The provisions of the Act largely complement the Competition Act 1998 ( which remains in force with some minor amendments ) and largely replace the Fair Trading Act 1973.

We comment on Cartels, Powers to disqualify Directors and the new Merger Control regime.

Cartels. The Act introduces a criminal offence for an individual if he or she dishonestly agrees with one or more other persons that undertakings will engage in one or more of the prohibited cartel activities. These are price fixing, market sharing, bid rigging and agreements to limit production or supply. This offence carries a maximum penalty of five years imprisonment and/ or an unlimited fine. In certain cases, the OFT may grant immunity from prosecution in the form of a no action letter, to individuals who come forward with details of cartels.

The new offence only applies to agreements between undertakings at the same level in the supply chain, known as horizontal agreements.
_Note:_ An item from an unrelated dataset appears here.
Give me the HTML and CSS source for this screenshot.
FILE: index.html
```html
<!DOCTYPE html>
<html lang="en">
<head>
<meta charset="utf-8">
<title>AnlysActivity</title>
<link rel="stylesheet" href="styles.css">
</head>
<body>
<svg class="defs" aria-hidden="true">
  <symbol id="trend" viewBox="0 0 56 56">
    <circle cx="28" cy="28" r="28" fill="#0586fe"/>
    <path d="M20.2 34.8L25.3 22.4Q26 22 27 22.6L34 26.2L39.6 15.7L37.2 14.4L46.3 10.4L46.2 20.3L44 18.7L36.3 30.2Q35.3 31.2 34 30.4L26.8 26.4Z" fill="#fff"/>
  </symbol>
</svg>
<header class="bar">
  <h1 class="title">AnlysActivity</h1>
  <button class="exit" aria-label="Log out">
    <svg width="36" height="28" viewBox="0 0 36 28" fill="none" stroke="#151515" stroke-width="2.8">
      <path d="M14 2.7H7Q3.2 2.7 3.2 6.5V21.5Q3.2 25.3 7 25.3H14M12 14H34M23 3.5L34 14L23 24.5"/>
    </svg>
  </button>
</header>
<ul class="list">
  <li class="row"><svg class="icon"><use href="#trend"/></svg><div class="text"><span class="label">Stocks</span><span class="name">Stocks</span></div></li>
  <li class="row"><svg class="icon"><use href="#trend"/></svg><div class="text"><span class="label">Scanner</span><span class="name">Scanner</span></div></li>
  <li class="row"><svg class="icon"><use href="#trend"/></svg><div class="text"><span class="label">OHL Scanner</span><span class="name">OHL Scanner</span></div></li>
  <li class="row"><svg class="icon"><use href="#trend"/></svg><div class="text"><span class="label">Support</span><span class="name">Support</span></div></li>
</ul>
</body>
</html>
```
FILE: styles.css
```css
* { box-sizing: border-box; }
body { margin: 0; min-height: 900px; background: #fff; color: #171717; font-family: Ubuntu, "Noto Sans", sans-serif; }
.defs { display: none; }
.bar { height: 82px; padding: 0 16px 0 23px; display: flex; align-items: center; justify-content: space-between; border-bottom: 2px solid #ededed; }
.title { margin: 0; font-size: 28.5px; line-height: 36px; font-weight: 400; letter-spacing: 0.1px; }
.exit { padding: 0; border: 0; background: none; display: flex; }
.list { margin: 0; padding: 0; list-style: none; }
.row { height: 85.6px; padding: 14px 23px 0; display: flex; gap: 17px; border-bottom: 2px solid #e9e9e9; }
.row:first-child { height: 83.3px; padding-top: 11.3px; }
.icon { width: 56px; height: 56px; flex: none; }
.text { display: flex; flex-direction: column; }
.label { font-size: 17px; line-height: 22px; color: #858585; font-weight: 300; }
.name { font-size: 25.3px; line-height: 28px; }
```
Vertical agreements will not fall within the scope of the offence.

The new cartel offence operates alongside the existing regime that imposes civil sanctions on undertakings that breach the Competition Act 1998 prohibition on anti-competitive agreements.

In order to investigate the cartel offence, the Act provides the OFT with a number of new powers including, power to compel a person to answer questions, power to enter premises under warrant and powers of surveillance under the Regulation of Investigatory Powers Act 2000.
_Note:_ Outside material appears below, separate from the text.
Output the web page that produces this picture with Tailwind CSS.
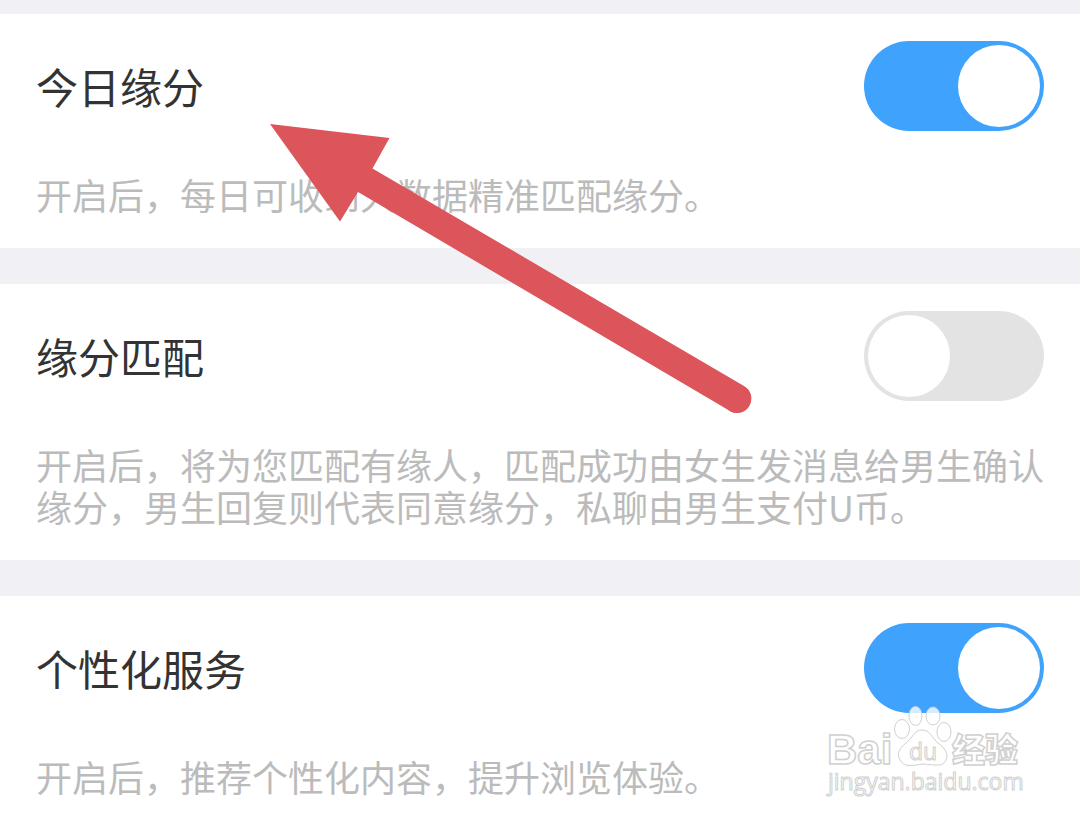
<!DOCTYPE html>
<html lang="zh-CN">
<head>
    <meta charset="UTF-8">
    <meta name="viewport" content="width=device-width, initial-scale=1.0">
    <title>缘分设置</title>
    <script src="https://cdn.jsdelivr.net/npm/@tailwindcss/browser@4"></script>
</head>
<body class="bg-[#f0f0f5] font-['Noto_Sans_CJK_SC',sans-serif]">
    <!-- Settings -->
    <main class="relative flex min-h-screen flex-col gap-9 overflow-hidden pt-[14px]">
        <section class="bg-white px-9 pt-[27px] pb-[33px]">
            <div class="flex items-center justify-between">
                <label for="today" class="text-[42px] leading-[90px] text-[#333]">今日缘分</label>
                <input id="today" type="checkbox" checked class="h-[90px] w-[180px] shrink-0 cursor-pointer appearance-none rounded-full bg-[#e3e3e3] p-1 before:block before:size-[82px] before:rounded-full before:bg-white checked:bg-[#3fa2fc] checked:before:ml-[90px]">
            </div>
            <p class="mt-[42px] text-4xl leading-[42px] text-[#bbb]">开启后，每日可收到大数据精准匹配缘分。</p>
        </section>

        <section class="bg-white px-9 pt-[27px] pb-[33px]">
            <div class="flex items-center justify-between">
                <label for="match" class="text-[42px] leading-[90px] text-[#333]">缘分匹配</label>
                <input id="match" type="checkbox" class="h-[90px] w-[180px] shrink-0 cursor-pointer appearance-none rounded-full bg-[#e3e3e3] p-1 before:block before:size-[82px] before:rounded-full before:bg-white checked:bg-[#3fa2fc] checked:before:ml-[90px]">
            </div>
            <p class="mt-[42px] text-4xl leading-[42px] text-[#bbb]">开启后，将为您匹配有缘人，匹配成功由女生发消息给男生确认缘分，男生回复则代表同意缘分，私聊由男生支付U币。</p>
        </section>

        <section class="grow bg-white px-9 pt-[27px]">
            <div class="flex items-center justify-between">
                <label for="personal" class="text-[42px] leading-[90px] text-[#333]">个性化服务</label>
                <input id="personal" type="checkbox" checked class="h-[90px] w-[180px] shrink-0 cursor-pointer appearance-none rounded-full bg-[#e3e3e3] p-1 before:block before:size-[82px] before:rounded-full before:bg-white checked:bg-[#3fa2fc] checked:before:ml-[90px]">
            </div>
            <p class="mt-[42px] text-4xl leading-[42px] text-[#bbb]">开启后，推荐个性化内容，提升浏览体验。</p>
        </section>

        <!-- Pointer arrow -->
        <svg class="pointer-events-none absolute top-[120px] left-[266px] h-[300px] w-[490px]" viewBox="266 120 490 300" fill="#dc555b" aria-hidden="true">
            <path d="M270 124 L389.500 138 L372.500 168.500 L744 386 A14 14 0 0 1 730 411 L358 192 L340 221.500 Z"/>
            <circle cx="737" cy="399" r="14"/>
        </svg>

        <!-- Watermark -->
        <svg class="pointer-events-none absolute right-[50px] bottom-5 h-[100px] w-[210px]" viewBox="820 700 210 100" fill="#fff" fill-opacity=".8" stroke="#d0d0d0" stroke-width="1" role="img" aria-label="Baidu 经验">
            <text x="827" y="764" font-family="Liberation Sans, sans-serif" font-size="42" font-weight="700" stroke-width="1.500">Bai</text>
            <ellipse cx="902" cy="729" rx="7.500" ry="9.500"/>
            <ellipse cx="915.500" cy="716" rx="6.500" ry="9.500"/>
            <ellipse cx="933" cy="716" rx="7" ry="9"/>
            <ellipse cx="944" cy="732" rx="7" ry="9.500"/>
            <path d="M922 730 C930 730 932 738 938 743 C945 748 949 754 946 760 C943 767 936 765 923 764 C910 766 904 767 900 760 C896 753 900 748 906 743 C913 738 914 730 922 730 Z"/>
            <text x="909" y="760" font-family="Open Sans, sans-serif" font-size="23" font-weight="400">du</text>
            <text x="952" y="762" font-family="Noto Sans CJK SC, sans-serif" font-size="33" font-weight="900" stroke-width="1.500">经验</text>
            <text x="828" y="790" font-family="Open Sans, sans-serif" font-size="23">jingyan.baidu.com</text>
        </svg>
    </main>
</body>
</html>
Disqualifications. The Act amends the Company Directors Disqualification Act 1986 to provide the OFT with power to apply to the court for orders disqualifying directors of companies ("Competition Disqualification Orders" ("CDOs") ) which have committed a breach of competition law. Sectoral regulators in for example, gas electricity and telecommunications may also apply for CDOs in relation to their designated sectors. A CDO which disqualifies directors for up to 15 years may be granted if the court decides that an individual contributed to the breach or failed to take steps to prevent it.
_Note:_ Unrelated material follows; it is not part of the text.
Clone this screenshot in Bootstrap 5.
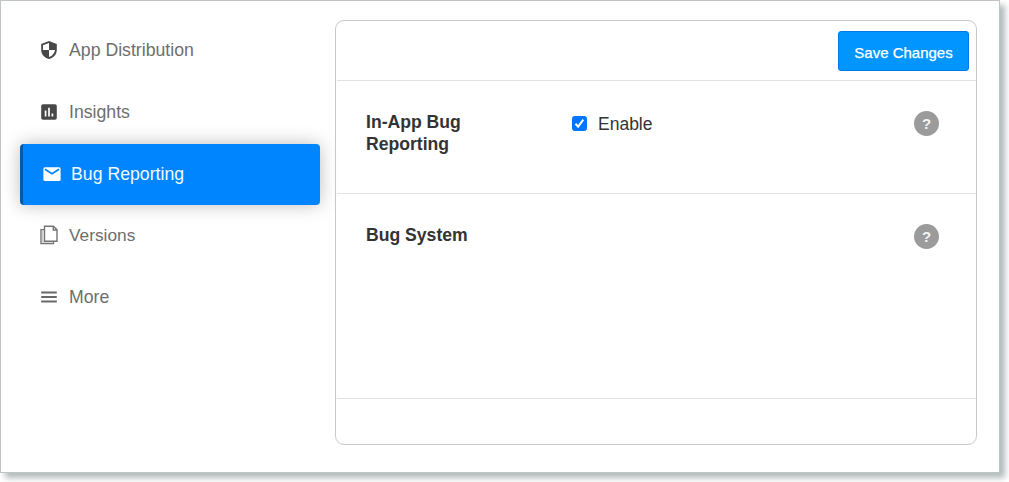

Mergers. The Act amends the existing framework for control of UK mergers and acquisitions by replacing the vast majority of the mergers provisions of the Fair Trading Act 1973. The two most significant changes are: (a) decisions on merger control will in general not be taken by the Secretary of State. Most decisions will be taken by the OFT and the Competition Commission as specialist independent competition authorities and (b) subject to certain exceptions, mergers will be assessed against a pure competition test, rather than the wider public interest test which formerly applied. Generally mergers will be prohibited or remedies required, if they would result in a substantial lessening of competition in a UK market. The OFT may investigate mergers which meet either the turnover test or the share of supply test. The turnover test is met if the target company has a UK turnover exceeding £70 million. The share of supply test is met if the merging parties will together supply at least 25% of goods or services of a particular description either in the UK as a whole or in a substantial part of it.

The OFT must consider whether there is a significant prospect that the merger may be expected to lessen competition substantially. If the OFT believes that this test is or may be met, then it must either refer the merger to the Competition Commission or if appropriate seek undertakings in lieu of a reference from the merging parties to remedy the unexpected effects of the merger.

The OFT can look at outright acquisitions of businesses and at acquisitions which confer a lesser degree of control over the conduct of a business, starting from the level at which the purchaser gains material influence over the target business.